My graduate training was more main-stream. But, I gradually realized that the Chomskyan paradigm is built on sand (not to mention a flawed understanding of how Science operates). Chomsky hypothesizes a certain type of cognitive underpinning for language that is totally inconsistent with what cognitive scientists know about how the brain operates and is organized. It's one thing not to want to muck around with neurons. It's altogether another thing to reject—or worse, to ignore—the established findings of scholars who don't share your particular scientific interests.

At a job talk, I once characterized Chomskyan linguistics as being characterized by an unfortunate melding of Talmudic argument from hypotheticals with Aristotelian logic (by which all possible conclusions follow from a false antecedent). I got the job (and a few snickers from the audience).

25/3/06 22:50  
Blogger Ed said...

"If you've been inclined to give Chomsky the benefit of the doubt - or to dismiss him and Kamm as equal and opposite obsessives who deserve each other"

What about if you have a tendency to dismiss Kamm as smug faced, warmongering, phrase-mongering, precious, narcissistic, right wing (with the temerity, ludicrously, to describe himself as on the left), investment banking, Tory voting, posturing, neo-liberal, B52 worshipping, dishonest, privileged-boy-on-the-make-in the media, fuckfaced shithead?

27/3/06 19:10  
Blogger Phil said...

Ed - I don't agree with Kamm about much. In fact I'm not sure I agree with Kamm about anything, except Chomsky. But he's right about Chomsky.

27/3/06 21:35  
Blogger Phil said...

Fair enough, Chris, but beside the point. I'm not talking about what he stands for or represents - which is pretty odious - but about his critique of Chomsky. If you haven't read it, please do.

28/3/06 11:44  
Blogger Ed said...

Chomsky may be a silly man in some ways. I don't know very much about this particular debate. It's entirely possible that he is wrong about it. I would just be very surprised if Kamm was right - this is a man who spends his free time attacking the left while claiming to belong to the real/decent(?) portion of it. He may know a lot about shifting huge amounts of fictitious capital around the financial markets on behalf of very rich people, but he knows fuck all about left wing theory. The man is a smug bastard, comfortably attached to the status quo and whose 'leftism' consists of a zealous loyalty to Queen, parliament, constitution and established property rights while being in favour, perhaps, of a little bit of redistribution to the plebs.

Sorry, I've just gone off on one about Kamm again.
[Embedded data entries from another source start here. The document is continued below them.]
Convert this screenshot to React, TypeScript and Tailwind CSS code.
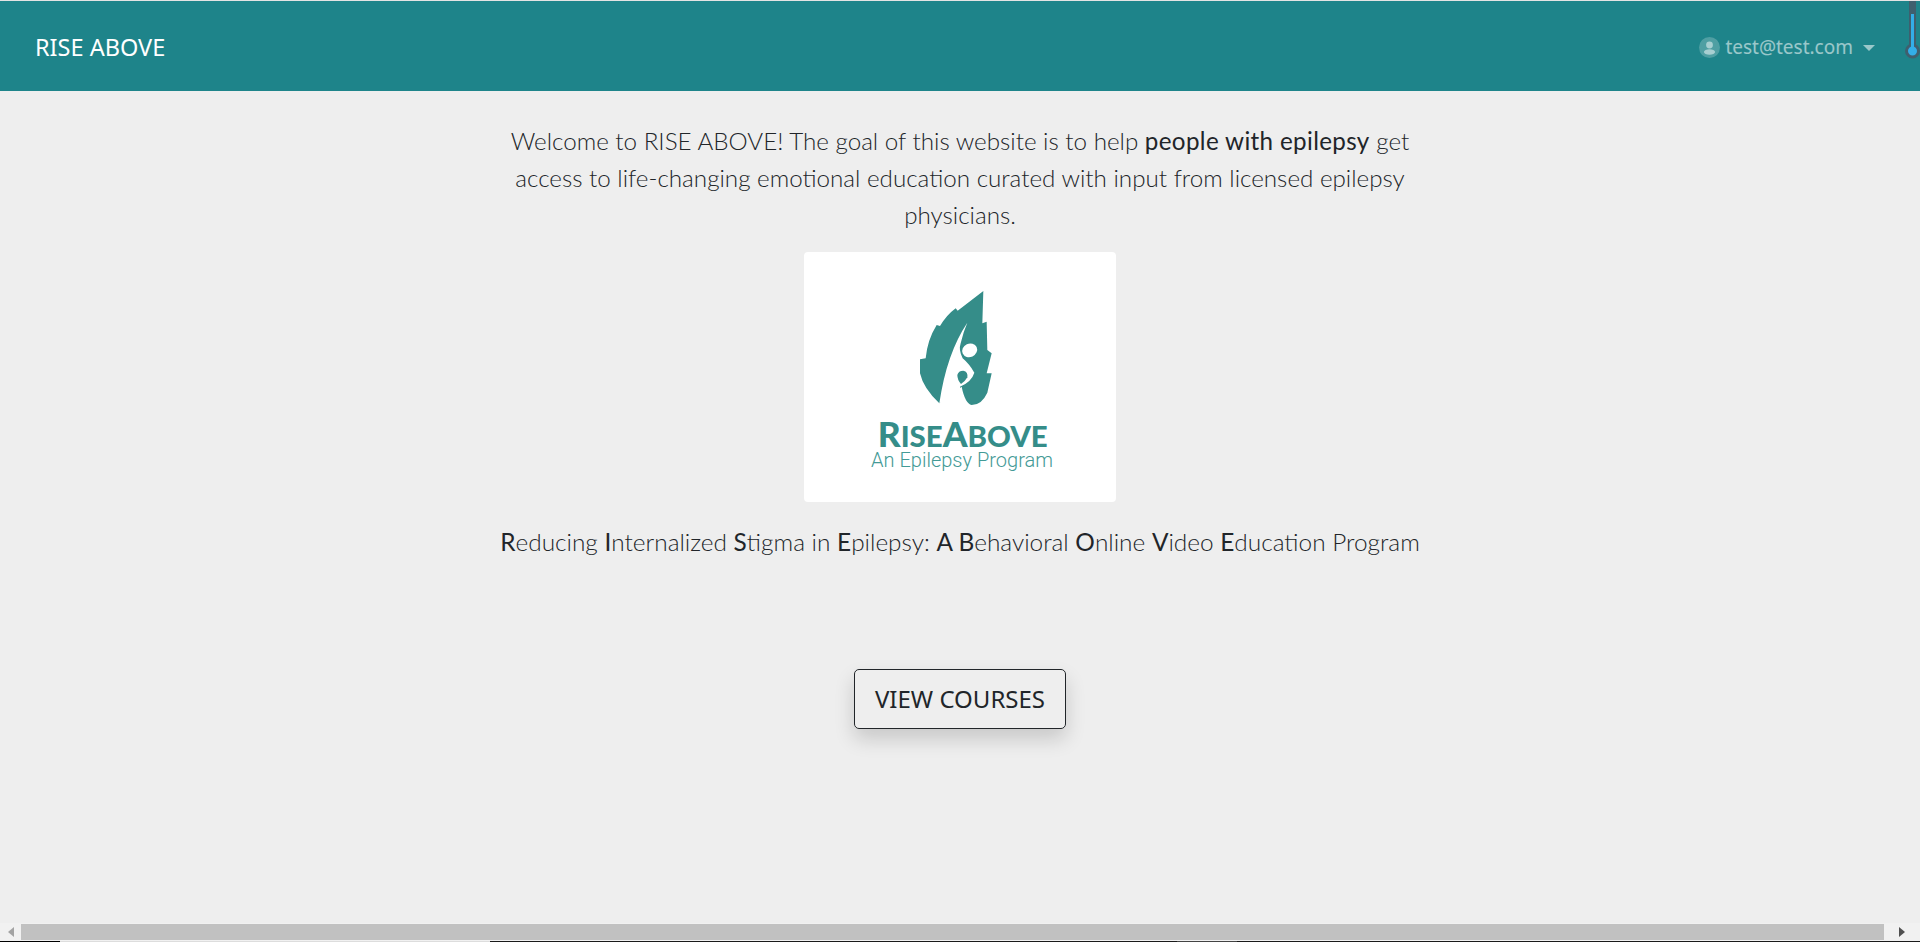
import React from "react";

const bodyFont = { fontFamily: '"Noto Sans", sans-serif' };
const lightFont = { fontFamily: 'Lato, sans-serif' };

function UserIcon() {
  return (
    <svg width="21" height="21" viewBox="0 0 21 21" className="shrink-0">
      <circle cx="10.5" cy="10.5" r="10.5" fill="#ffffff" fillOpacity="0.22" />
      <circle cx="10.5" cy="8" r="3.4" fill="#ffffff" fillOpacity="0.5" />
      <ellipse cx="10.5" cy="15" rx="5.6" ry="2.8" fill="#ffffff" fillOpacity="0.5" />
    </svg>
  );
}

function Logo() {
  return (
    <svg viewBox="42 36 936 750" className="w-[312px] h-[250px] block bg-white rounded-sm">
      {/* flame */}
      <path
        fill="#358d89"
        d="M580 153 L577 250 L590 245 L592 330 L605 340 L590 400 L605 400 L592 458 Q575 495 545 495 Q525 490 515 440 L448 490 Q400 445 390 400 L390 358 L407 355 Q412 300 440 255 L450 258 Q470 225 497 205 L503 212 Z"
      />
      {/* swoosh */}
      <path
        fill="#ffffff"
        d="M532 248 Q470 340 448 490 L512 470 L510 440 Q545 425 553 398 Q538 372 518 355 Q505 330 512 310 Q520 275 532 248 Z"
      />
      <ellipse cx="539" cy="331" rx="23" ry="20" fill="#ffffff" transform="rotate(-25 539 331)" />
      <path fill="#358d89" d="M502 405 Q505 392 520 392 Q535 395 532 412 Q525 425 513 432 Q502 420 502 405 Z" />
      <text x="263" y="620" fontFamily="Lato, sans-serif" fontWeight="900" fontSize="100" fill="#358d89" textLength="510" lengthAdjust="spacingAndGlyphs">
        R<tspan fontSize="83">ISE</tspan>A<tspan fontSize="83">BOVE</tspan>
      </text>
      <text x="243" y="682" fontFamily="Roboto, sans-serif" fontSize="58" fill="#439a96" textLength="546" lengthAdjust="spacingAndGlyphs">
        An Epilepsy Program
      </text>
    </svg>
  );
}

function ScrollArrow({ dir, color }: { dir: "left" | "right"; color: string }) {
  return (
    <svg width="6" height="10" viewBox="0 0 6 10" fill={color}>
      {dir === "left" ? <path d="M6 0 V10 L0 5 Z" /> : <path d="M0 0 V10 L6 5 Z" />}
    </svg>
  );
}

export default function App() {
  return (
    <div className="h-screen flex flex-col overflow-hidden bg-[#eeeeee] text-[#212529]" style={bodyFont}>
      <header className="relative h-[91px] shrink-0 border-t border-t-[#e4e4e4] bg-[#1e848a] flex items-center justify-between pt-[3px] pl-[35px] pr-[45px]">
        <span className="text-[23.5px] text-white">RISE ABOVE</span>
        <div className="flex items-center gap-[5px] text-[19px] text-white/55">
          <UserIcon />
          <span>test@test.com</span>
          <span className="ml-[5px] w-0 h-0 border-x-[6px] border-x-transparent border-t-[6px] border-t-white/55" />
        </div>
        <div className="absolute top-0 right-0 w-[16px] h-[60px]">
          <svg width="16" height="60" viewBox="0 0 16 60">
            <rect x="5" y="-2" width="7" height="50" fill="#3f5f6e" />
            <circle cx="8.5" cy="50" r="6" fill="#33aee8" stroke="#3f5f6e" strokeWidth="3" />
            <rect x="7" y="13" width="3" height="36" fill="#33aee8" />
          </svg>
        </div>
      </header>

      <main className="flex-1 flex flex-col items-center font-light">
        <p className="w-[920px] mt-[31px] text-center text-[24.2px] leading-[37px] font-light" style={lightFont}>
          Welcome to RISE ABOVE! The goal of this website is to help{" "}
          <span className="font-normal tracking-[0.35px]">people with epilepsy</span> get access to life-changing emotional
          education curated with input from licensed epilepsy physicians.
        </p>
        <div className="mt-[19px]">
          <Logo />
        </div>
        <p className="mt-[21px] text-[24.4px] leading-[37px] font-light" style={lightFont}>
          <b className="font-normal">R</b>educing <b className="font-normal">I</b>nternalized{" "}
          <b className="font-normal">S</b>tigma in <b className="font-normal">E</b>pilepsy:{" "}
          <b className="font-normal">A B</b>ehavioral <b className="font-normal">O</b>nline{" "}
          <b className="font-normal">V</b>ideo <b className="font-normal">E</b>ducation Program
        </p>
        <button className="mt-[109px] w-[212px] h-[60px] rounded-[5px] border border-[#212529] text-[24px] font-normal shadow-[0_10px_20px_rgba(0,0,0,0.16)]">
          VIEW COURSES
        </button>
      </main>

      <div className="h-[17px] shrink-0 flex items-center pt-px bg-[#f1f1f1]">
        <div className="w-[21px] flex justify-center">
          <ScrollArrow dir="left" color="#a3a3a3" />
        </div>
        <div className="flex-1 h-full bg-[#c1c1c1]" />
        <div className="w-[36px] flex justify-center">
          <ScrollArrow dir="right" color="#505050" />
        </div>
      </div>
      <div className="h-px shrink-0 bg-[#f1f1f1]" />
      <div className="h-px shrink-0 flex bg-[#1a1a1a]">
        <div className="w-[60px] bg-black" />
        <div className="w-[430px] bg-[#dddddd]" />
        <div className="w-[687px]" />
        <div className="w-[60px] bg-[#444444]" />
      </div>
    </div>
  );
}
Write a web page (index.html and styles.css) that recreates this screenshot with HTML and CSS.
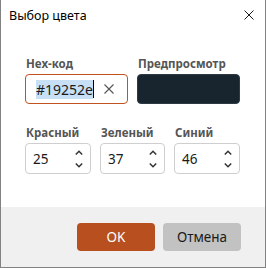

What I mean to say is that in the light of all that we know about him, it seems to be a bad idea to agree with him. 1stly because Kamm's argument with Chomsky is motivated by an obsessional hatred of a prominent left-winger simply because he is a prominent left winger. 2ndly, because he just should not be encouraged.

28/3/06 19:44  
Blogger Phil said...

it's a bad idea to agree with him

Not if he's right. Speaking as a libertarian socialist, I'd much rather agree with someone like Chomsky than with someone like Kamm. But Kamm's case against Chomsky is good. You might agree if you read it, I don't know.